If you tell people they’ll never achieve X because they’re not smart enough, you send an entire population down anhedonia and nihilism. Not nice.
Marx mistook hope for religion when he said it was the opium of the people.
I could copy-paste a list of billionaires with their respective intellectual achievements to prove my point, but it’d be a Black Swan fallacy: it’s not because all rich people are smart that you need intelligence to be rich.
So, I’ll use logic to demonstrate my argument, in three bullet points.
- How do you get rich? -> you build a company.
- How do you build a company? -> you solve a complex problem people are ready to pay you to solve.
- How do you solve a complex problem? -> you need to be smart enough to do that.
Voila.
Ben Shapiro, obviously, is an intelligent man.

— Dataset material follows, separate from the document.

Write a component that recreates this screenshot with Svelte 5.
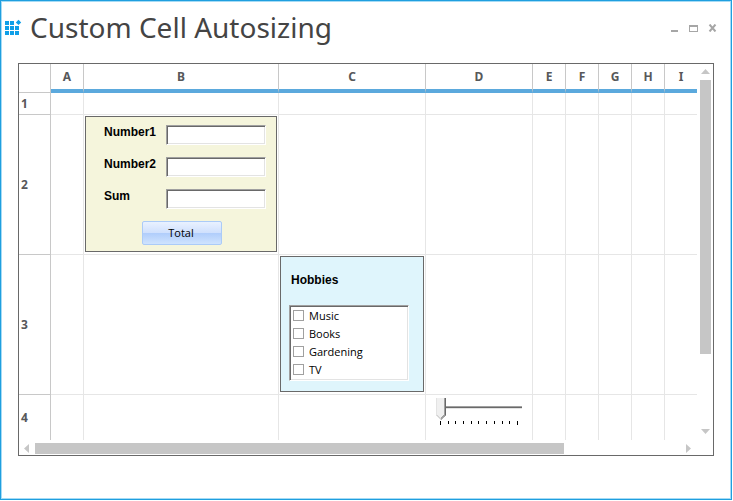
<script>
  const columns = ['A', 'B', 'C', 'D', 'E', 'F', 'G', 'H', 'I'];
  const rows = [1, 2, 3, 4];
  const hobbyNames = ['Music', 'Books', 'Gardening', 'TV'];

  let number1 = $state('');
  let number2 = $state('');
  let sum = $state('');
  let level = $state(0);

  function total() {
    sum = String(Number(number1) + Number(number2));
  }
</script>

<main class="window">
  <header class="titlebar">
    <svg class="logo" width="16" height="16" viewBox="0 0 16 16" aria-hidden="true">
      <g fill="#0f9fe8">
        <rect x="0" y="1" width="4" height="4" /><rect x="5" y="1" width="4" height="4" />
        <rect x="0" y="6" width="4" height="4" /><rect x="5" y="6" width="4" height="4" /><rect x="10" y="6" width="4" height="4" />
        <rect x="0" y="11" width="4" height="4" /><rect x="5" y="11" width="4" height="4" /><rect x="10" y="11" width="4" height="4" />
        <path d="M13.5 -0.3l2.7 2.7l-2.7 2.7l-2.7-2.7z" />
      </g>
    </svg>
    <h1>Custom Cell Autosizing</h1>
    <div class="controls">
      <button aria-label="Minimize">
        <svg width="9" height="8" viewBox="0 0 9 8" shape-rendering="crispEdges"><path d="M1 6h7v2h-7z" fill="#a6a6a6" /></svg>
      </button>
      <button aria-label="Maximize">
        <svg width="9" height="8" viewBox="0 0 9 8" shape-rendering="crispEdges"><path d="M0 1h9v7h-9zM1 3v4h7v-4z" fill="#a6a6a6" fill-rule="evenodd" /></svg>
      </button>
      <button aria-label="Close">
        <svg width="9" height="8" viewBox="0 0 9 8"><path d="M1.5 0.5l6 7M7.5 0.5l-6 7" stroke="#a6a6a6" stroke-width="2" /></svg>
      </button>
    </div>
  </header>

  <section class="sheet">
    <table>
      <colgroup>
        <col class="c-head" />
        {#each columns as c}
          <col class="c-{c}" />
        {/each}
      </colgroup>
      <thead>
        <tr>
          <th class="corner"></th>
          {#each columns as c}
            <th scope="col">{c}</th>
          {/each}
        </tr>
      </thead>
      <tbody>
        {#each rows as r}
          <tr class="r{r}">
            <th scope="row">{r}</th>
            {#each columns as c}
              <td>
                {#if r === 2 && c === 'B'}
                  <div class="panel adder">
                    <div class="fields">
                      <label for="n1">Number1</label><input id="n1" type="text" bind:value={number1} />
                      <label for="n2">Number2</label><input id="n2" type="text" bind:value={number2} />
                      <label for="sum">Sum</label><input id="sum" type="text" bind:value={sum} />
                    </div>
                    <button class="total" onclick={total}>Total</button>
                  </div>
                {:else if r === 3 && c === 'C'}
                  <div class="panel hobbies">
                    <h2>Hobbies</h2>
                    <div class="list">
                      {#each hobbyNames as name}
                        <label><input type="checkbox" />{name}</label>
                      {/each}
                    </div>
                  </div>
                {:else if r === 4 && c === 'D'}
                  <div class="slider">
                    <input type="range" min="0" max="10" bind:value={level} aria-label="Level" />
                    <div class="ticks">
                      {#each Array(11) as _}<i></i>{/each}
                    </div>
                  </div>
                {/if}
              </td>
            {/each}
          </tr>
        {/each}
      </tbody>
    </table>
    <div class="vbar">
      <svg width="9" height="5" viewBox="0 0 9 5" aria-hidden="true"><path d="M0 5l4.5-5l4.5 5z" fill="#c6c6c6" /></svg>
      <div class="track"><div class="thumb"></div></div>
      <svg width="9" height="5" viewBox="0 0 9 5" aria-hidden="true"><path d="M0 0l4.5 5l4.5-5z" fill="#c6c6c6" /></svg>
    </div>
    <div class="hbar">
      <svg width="5" height="9" viewBox="0 0 5 9" aria-hidden="true"><path d="M5 0l-5 4.5l5 4.5z" fill="#c6c6c6" /></svg>
      <div class="track"><div class="thumb"></div></div>
      <svg width="5" height="9" viewBox="0 0 5 9" aria-hidden="true"><path d="M0 0l5 4.5l-5 4.5z" fill="#c6c6c6" /></svg>
    </div>
  </section>
</main>

<style>
  :global(body) {
    background: #fff;
  }

  .window {
    box-sizing: border-box;
    min-height: calc(100vh - 1px);
    margin-right: 1px;
    padding-bottom: 42px;
    border: 1px solid #1f9fdf;
    box-shadow: inset 0 0 0 1px #a5dbf5;
    font-family: "Open Sans", "Noto Sans", sans-serif;
    font-size: 11px;
    color: #000;
  }

  .titlebar {
    display: flex;
    align-items: center;
    height: 54px;
    padding: 0 14px 0 4px;
  }

  .logo {
    flex: none;
    margin-right: 9px;
    overflow: visible;
  }

  h1 {
    flex: 1;
    margin: 0;
    font: 28px/52px "Noto Sans", "Open Sans", sans-serif;
    padding-bottom: 2px;
    color: #444;
    white-space: nowrap;
  }

  .controls {
    display: flex;
    gap: 10px;
  }

  .controls button {
    display: block;
    padding: 0;
    border: 0;
    background: none;
  }

  .controls svg,
  .vbar svg,
  .hbar svg {
    display: block;
    flex: none;
  }

  .sheet {
    display: grid;
    grid-template-columns: 1fr 16px;
    margin: 8px 17px 0;
    border: 1px solid #696969;
  }

  table {
    width: 100%;
    table-layout: fixed;
    border-collapse: separate;
    border-spacing: 0;
  }

  .c-head { width: 32px; }
  .c-B { width: 195px; }
  .c-C { width: 147px; }
  .c-D { width: 107px; }
  .c-A, .c-E, .c-F, .c-G, .c-H { width: 33px; }

  th,
  td {
    box-sizing: border-box;
    padding: 0;
    border: 0 solid #e6e6e6;
    border-width: 0 1px 1px 0;
    vertical-align: top;
  }

  tr > :last-child {
    border-right: 0;
  }

  tbody tr:last-child > * {
    border-bottom: 0;
  }

  th {
    font: bold 12px/16px "Noto Sans", sans-serif;
    color: #57585a;
    border-color: #c8c8c8;
  }

  thead th {
    height: 29px;
    border-bottom: 4px solid #5ba9dd;
    vertical-align: middle;
  }

  thead .corner {
    border-bottom: 1px solid #c8c8c8;
  }

  tbody th {
    padding-left: 2px;
    text-align: left;
    vertical-align: middle;
  }

  .r1 > * { height: 22px; }
  .r2 > *, .r3 > * { height: 140px; }
  .r4 > * { height: 45px; }

  .panel {
    box-sizing: border-box;
    height: 136px;
    margin: 1px;
    border: 1px solid #696969;
  }

  .adder {
    padding: 8px 10px 0 18px;
    background: #f5f5dc;
  }

  .fields {
    display: grid;
    grid-template-columns: 62px 100px;
    row-gap: 12px;
  }

  .fields label,
  h2 {
    margin: 0;
    font: bold 12px/14px "Liberation Sans", sans-serif;
  }

  .fields input,
  .list {
    box-sizing: border-box;
    border: 1px solid;
    border-color: #a0a0a0 #fff #fff #a0a0a0;
    background: #fff;
    box-shadow: inset 1px 1px #696969, inset -1px -1px #e3e3e3;
  }

  .fields input {
    width: 100%;
    height: 20px;
    padding: 2px 4px;
    font: 11px "Open Sans", sans-serif;
  }

  .total {
    display: block;
    width: 80px;
    height: 24px;
    margin: 12px 0 0 38px;
    padding: 0 2px 2px 0;
    border: 1px solid #abcbf8;
    border-radius: 2px;
    background: linear-gradient(#e9f1ff, #cfe0fd 50%, #b0cdfb 51%, #cfe3fe);
    font: 11px "Open Sans", sans-serif;
    color: #000;
  }

  .hobbies {
    padding: 16px 14px 0 8px;
    background: #dff5fc;
  }

  h2 {
    padding-left: 2px;
  }

  .list {
    width: 120px;
    height: 76px;
    margin-top: 18px;
    padding: 0 3px;
  }

  .list label {
    display: flex;
    align-items: center;
    gap: 5px;
    height: 18px;
  }

  .list input {
    appearance: none;
    box-sizing: border-box;
    width: 11px;
    height: 11px;
    margin: 0;
    border: 1px solid #a0a0a0;
    background: #fff;
  }

  .list input:checked {
    background: #696969;
  }

  .slider {
    width: 88px;
    padding: 3px 0 0 10px;
  }

  .slider input {
    appearance: none;
    display: block;
    width: 100%;
    height: 22px;
    margin: 0;
    background: none;
  }

  .slider input::-webkit-slider-runnable-track {
    height: 22px;
    background: linear-gradient(#a0a0a0 0 1px, #696969 1px 2px, #e3e3e3 2px 3px) 0 8px / 86px 3px no-repeat;
  }

  .slider input::-webkit-slider-thumb {
    appearance: none;
    width: 10px;
    height: 22px;
    clip-path: polygon(0 0, 10px 0, 10px 17px, 5px 22px, 0 17px);
    background:
      linear-gradient(135deg, #f0f0f0 0 2px, #a0a0a0 2px 3px, #696969 3px) 5px 17px / 5px 5px no-repeat,
      linear-gradient(45deg, #c8c8c8 0 4px, #f0f0f0 5px) 0 17px / 5px 5px no-repeat,
      linear-gradient(90deg, #e3e3e3 0 1px, #f0f0f0 1px 8px, #a0a0a0 8px 9px, #696969 9px);
  }

  .ticks {
    display: flex;
    justify-content: space-between;
    width: 78px;
    padding: 1px 0 0 4px;
  }

  .ticks i {
    width: 1px;
    height: 3px;
    background: #000;
  }

  .ticks i:first-child,
  .ticks i:last-child {
    height: 4px;
  }

  .vbar {
    display: flex;
    flex-direction: column;
    align-items: center;
    gap: 6px;
    padding: 5px 0 6px 1px;
  }

  .vbar .track {
    flex: 1;
    width: 11px;
  }

  .vbar .thumb {
    height: 80%;
    background: #c6c6c6;
  }

  .hbar {
    display: flex;
    align-items: center;
    gap: 6px;
    height: 11px;
    padding: 3px 6px 1px 5px;
  }

  .hbar .track {
    flex: 1;
    height: 11px;
  }

  .hbar .thumb {
    width: 82%;
    height: 11px;
    background: #c6c6c6;
  }
</style>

When asked by a potential investor why The Daily Wire would succeed where everyone else failed, he answered: No one in the world is better at this than I am.
He didn’t brag. In fact, he was absolutely right.
But he didn’t say why he was the best.
Conclusion
After studying this topic for 10 years, I have concluded that your financial success in life is entirely determined by the amount of energy and intelligence you have (and height).
- Lots of energy and smart? Tell me about your projects and I will invest.
- Lots of energy but dumb? You can make it if you focus on easy businesses and scale them (Eg: restaurants, bars, hotels, laundromats, taxi services, etc).
- Lots of intelligence but tired? You can probably make it (SaaS, Twitter commentary and other content, affiliate marketing, etc).
- Dumb and tired? You only have one solution: RE.
The dumbest way to get rich by far remains RE investing.
Buy a property, rent it out. Repeat. This neither needs intelligence nor energy — which is why everyone does it.
If you neither have the energy nor the intelligence to build a company, RE is your only option; your last shot at using the third resource to get rich, one we all have: time.